Quote all of the data exactly as given. Skip every picture it contains.
=-=-=-=-=
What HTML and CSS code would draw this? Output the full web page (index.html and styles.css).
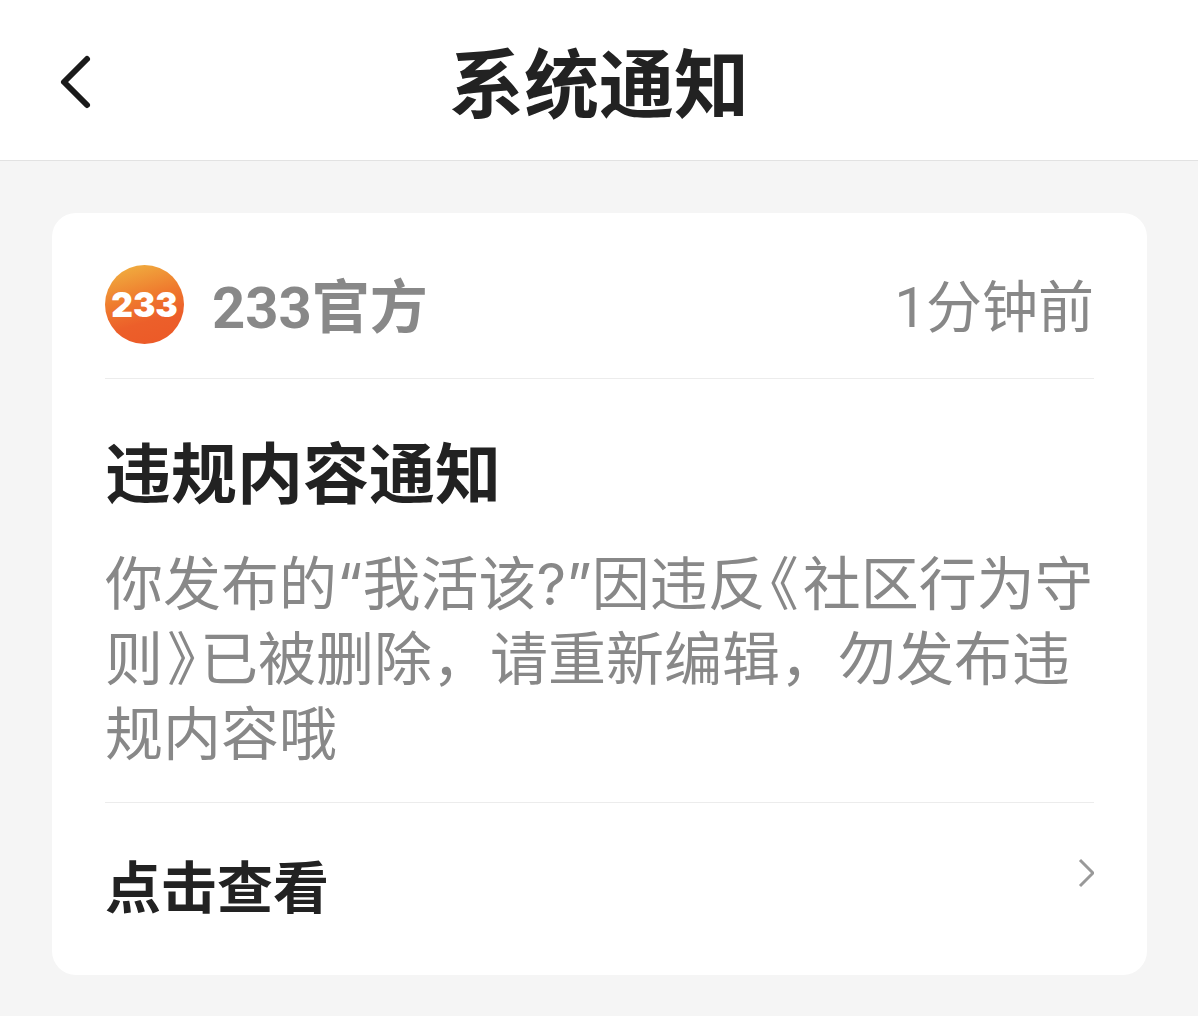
FILE: index.html
```
<!DOCTYPE html>
<html lang="zh-CN">

<head>
    <meta charset="UTF-8">
    <meta name="viewport" content="width=device-width, initial-scale=1.0">
    <title>系统通知</title>
    <link rel="stylesheet" href="styles.css">
</head>

<body>
    <header class="topbar">
        <button type="button" class="back" aria-label="返回">
            <svg width="40" height="56" viewBox="0 0 40 56">
                <path d="M31 5 L8 28 L31 51" />
            </svg>
        </button>
        <h1>系统通知</h1>
    </header>

    <main>
        <article class="card">
            <div class="sender">
                <svg class="avatar" viewBox="0 0 80 80" role="img" aria-label="233">
                    <defs>
                        <linearGradient id="orange" x1="0.2" y1="0" x2="0.5" y2="1">
                            <stop offset="0" stop-color="#f0b040" />
                            <stop offset="0.45" stop-color="#ef7a2e" />
                            <stop offset="0.75" stop-color="#ec5f2a" />
                            <stop offset="1" stop-color="#ec5b28" />
                        </linearGradient>
                    </defs>
                    <circle cx="40" cy="40" r="40" fill="url(#orange)" />
                    <text x="40" y="53" text-anchor="middle">233</text>
                </svg>
                <span class="name">233官方</span>
                <time class="time">1分钟前</time>
            </div>

            <div class="content">
                <h2>违规内容通知</h2>
                <p>你发布的“我活该?”因违反<span class="mark">《</span>社区行为守则<span class="mark">》</span>已被删除，请重新编辑，勿发布违规内容哦</p>
            </div>

            <a class="more" href="#">
                <span>点击查看</span>
                <svg width="20" height="52" viewBox="0 0 20 52">
                    <path d="M6 13 L19 26 L6 39" />
                </svg>
            </a>
        </article>
    </main>
</body>

</html>
```

FILE: styles.css
```
* {
    box-sizing: border-box;
}

body {
    margin: 0;
    background: #f5f5f5;
    color: #222;
    font-family: Roboto, "Noto Sans CJK SC", sans-serif;
}

h1,
h2,
p {
    margin: 0;
}

.topbar {
    display: grid;
    grid-template-columns: 100px 1fr 100px;
    align-items: center;
    height: 161px;
    background: #fff;
    border-bottom: 1px solid #e2e2e2;
}

.topbar h1 {
    font-size: 75px;
    line-height: 100px;
    padding-top: 12px;
    text-align: center;
}

.back {
    display: flex;
    justify-content: flex-end;
    padding: 8px 4px 4px;
    border: 0;
    background: none;
    cursor: pointer;
}

.back path {
    fill: none;
    stroke: #1a1a1a;
    stroke-width: 6;
    stroke-linecap: round;
    stroke-linejoin: round;
}

main {
    padding: 52px 51px 40px 52px;
}

.card {
    padding: 0 53px;
    background: #fff;
    border-radius: 24px;
}

.sender {
    display: flex;
    align-items: flex-start;
    padding: 52px 0 27px;
    border-bottom: 1px solid #ececec;
    color: #888;
    font-size: 56px;
    line-height: 86px;
}

.avatar {
    width: 79px;
    height: 79px;
    margin-right: 28px;
}

.avatar text {
    fill: #fff;
    font: 900 34px Inter, sans-serif;
}

.name {
    font-size: 58px;
    font-weight: 700;
}

.time {
    margin-left: auto;
}

.content {
    padding: 57px 0 30px;
    border-bottom: 1px solid #ececec;
}

.content h2 {
    margin-bottom: 31px;
    font-size: 66px;
    line-height: 80px;
}

.content p {
    color: #888;
    font-family: Inter, "Noto Sans CJK SC", sans-serif;
    font-size: 58px;
    line-height: 75px;
}

/* half-width book title marks */
.mark {
    margin: 0 4px;
    font-feature-settings: "halt";
}

.more {
    display: flex;
    align-items: flex-start;
    justify-content: space-between;
    padding: 44px 0;
    color: #222;
    font-size: 56px;
    font-weight: 700;
    line-height: 84px;
    text-decoration: none;
}

.more path {
    fill: none;
    stroke: #999;
    stroke-width: 3;
}
```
=-=-=-=-=
__THE ANSWER__
What HTML and CSS code would draw this? Output the full web page (index.html and styles.css).
FILE: index.html
```
<!DOCTYPE html>
<html lang="zh-CN">

<head>
    <meta charset="UTF-8">
    <meta name="viewport" content="width=device-width, initial-scale=1.0">
    <title>系统通知</title>
    <link rel="stylesheet" href="styles.css">
</head>

<body>
    <header class="topbar">
        <button type="button" class="back" aria-label="返回">
            <svg width="40" height="56" viewBox="0 0 40 56">
                <path d="M31 5 L8 28 L31 51" />
            </svg>
        </button>
        <h1>系统通知</h1>
    </header>

    <main>
        <article class="card">
            <div class="sender">
                <svg class="avatar" viewBox="0 0 80 80" role="img" aria-label="233">
                    <defs>
                        <linearGradient id="orange" x1="0.2" y1="0" x2="0.5" y2="1">
                            <stop offset="0" stop-color="#f0b040" />
                            <stop offset="0.45" stop-color="#ef7a2e" />
                            <stop offset="0.75" stop-color="#ec5f2a" />
                            <stop offset="1" stop-color="#ec5b28" />
                        </linearGradient>
                    </defs>
                    <circle cx="40" cy="40" r="40" fill="url(#orange)" />
                    <text x="40" y="53" text-anchor="middle">233</text>
                </svg>
                <span class="name">233官方</span>
                <time class="time">1分钟前</time>
            </div>

            <div class="content">
                <h2>违规内容通知</h2>
                <p>你发布的“我活该?”因违反<span class="mark">《</span>社区行为守则<span class="mark">》</span>已被删除，请重新编辑，勿发布违规内容哦</p>
            </div>

            <a class="more" href="#">
                <span>点击查看</span>
                <svg width="20" height="52" viewBox="0 0 20 52">
                    <path d="M6 13 L19 26 L6 39" />
                </svg>
            </a>
        </article>
    </main>
</body>

</html>
```

FILE: styles.css
```
* {
    box-sizing: border-box;
}

body {
    margin: 0;
    background: #f5f5f5;
    color: #222;
    font-family: Roboto, "Noto Sans CJK SC", sans-serif;
}

h1,
h2,
p {
    margin: 0;
}

.topbar {
    display: grid;
    grid-template-columns: 100px 1fr 100px;
    align-items: center;
    height: 161px;
    background: #fff;
    border-bottom: 1px solid #e2e2e2;
}

.topbar h1 {
    font-size: 75px;
    line-height: 100px;
    padding-top: 12px;
    text-align: center;
}

.back {
    display: flex;
    justify-content: flex-end;
    padding: 8px 4px 4px;
    border: 0;
    background: none;
    cursor: pointer;
}

.back path {
    fill: none;
    stroke: #1a1a1a;
    stroke-width: 6;
    stroke-linecap: round;
    stroke-linejoin: round;
}

main {
    padding: 52px 51px 40px 52px;
}

.card {
    padding: 0 53px;
    background: #fff;
    border-radius: 24px;
}

.sender {
    display: flex;
    align-items: flex-start;
    padding: 52px 0 27px;
    border-bottom: 1px solid #ececec;
    color: #888;
    font-size: 56px;
    line-height: 86px;
}

.avatar {
    width: 79px;
    height: 79px;
    margin-right: 28px;
}

.avatar text {
    fill: #fff;
    font: 900 34px Inter, sans-serif;
}

.name {
    font-size: 58px;
    font-weight: 700;
}

.time {
    margin-left: auto;
}

.content {
    padding: 57px 0 30px;
    border-bottom: 1px solid #ececec;
}

.content h2 {
    margin-bottom: 31px;
    font-size: 66px;
    line-height: 80px;
}

.content p {
    color: #888;
    font-family: Inter, "Noto Sans CJK SC", sans-serif;
    font-size: 58px;
    line-height: 75px;
}

/* half-width book title marks */
.mark {
    margin: 0 4px;
    font-feature-settings: "halt";
}

.more {
    display: flex;
    align-items: flex-start;
    justify-content: space-between;
    padding: 44px 0;
    color: #222;
    font-size: 56px;
    font-weight: 700;
    line-height: 84px;
    text-decoration: none;
}

.more path {
    fill: none;
    stroke: #999;
    stroke-width: 3;
}
```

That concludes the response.